### Task to carry out
Print the listing from its top line through the line containing "const active = 'master'", nothing more, and leave out the pictures.

┄┄┄┄┄┄┄┄┄┄

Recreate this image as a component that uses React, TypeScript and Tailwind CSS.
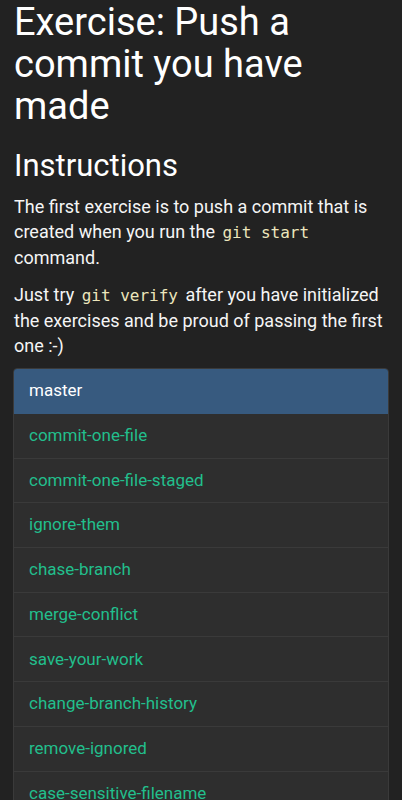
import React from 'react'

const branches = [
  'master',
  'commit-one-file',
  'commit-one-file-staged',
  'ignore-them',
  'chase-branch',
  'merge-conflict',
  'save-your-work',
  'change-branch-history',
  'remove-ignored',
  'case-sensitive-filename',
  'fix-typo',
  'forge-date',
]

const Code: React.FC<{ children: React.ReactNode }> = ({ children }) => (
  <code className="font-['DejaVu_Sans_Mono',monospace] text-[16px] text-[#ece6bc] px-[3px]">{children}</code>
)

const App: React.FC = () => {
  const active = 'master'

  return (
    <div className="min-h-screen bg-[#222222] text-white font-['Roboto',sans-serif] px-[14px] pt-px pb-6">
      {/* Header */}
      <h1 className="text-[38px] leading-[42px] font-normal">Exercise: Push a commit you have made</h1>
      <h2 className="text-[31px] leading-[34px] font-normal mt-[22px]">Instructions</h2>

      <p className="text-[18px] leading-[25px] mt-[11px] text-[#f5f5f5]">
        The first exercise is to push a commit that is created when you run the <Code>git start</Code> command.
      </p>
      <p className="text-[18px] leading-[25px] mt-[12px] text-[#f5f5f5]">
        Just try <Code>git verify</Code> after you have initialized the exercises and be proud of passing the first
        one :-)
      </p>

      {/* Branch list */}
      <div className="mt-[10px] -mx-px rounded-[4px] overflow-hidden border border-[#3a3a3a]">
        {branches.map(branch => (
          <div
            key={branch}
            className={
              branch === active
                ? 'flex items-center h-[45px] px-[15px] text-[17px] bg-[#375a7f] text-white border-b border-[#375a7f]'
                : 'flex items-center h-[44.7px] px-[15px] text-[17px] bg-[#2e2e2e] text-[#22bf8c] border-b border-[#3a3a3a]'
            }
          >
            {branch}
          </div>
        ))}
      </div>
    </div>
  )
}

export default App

┄┄┄┄┄┄┄┄┄┄

### Finished task
Recreate this image as a component that uses React, TypeScript and Tailwind CSS.
import React from 'react'

const branches = [
  'master',
  'commit-one-file',
  'commit-one-file-staged',
  'ignore-them',
  'chase-branch',
  'merge-conflict',
  'save-your-work',
  'change-branch-history',
  'remove-ignored',
  'case-sensitive-filename',
  'fix-typo',
  'forge-date',
]

const Code: React.FC<{ children: React.ReactNode }> = ({ children }) => (
  <code className="font-['DejaVu_Sans_Mono',monospace] text-[16px] text-[#ece6bc] px-[3px]">{children}</code>
)

const App: React.FC = () => {
  const active = 'master'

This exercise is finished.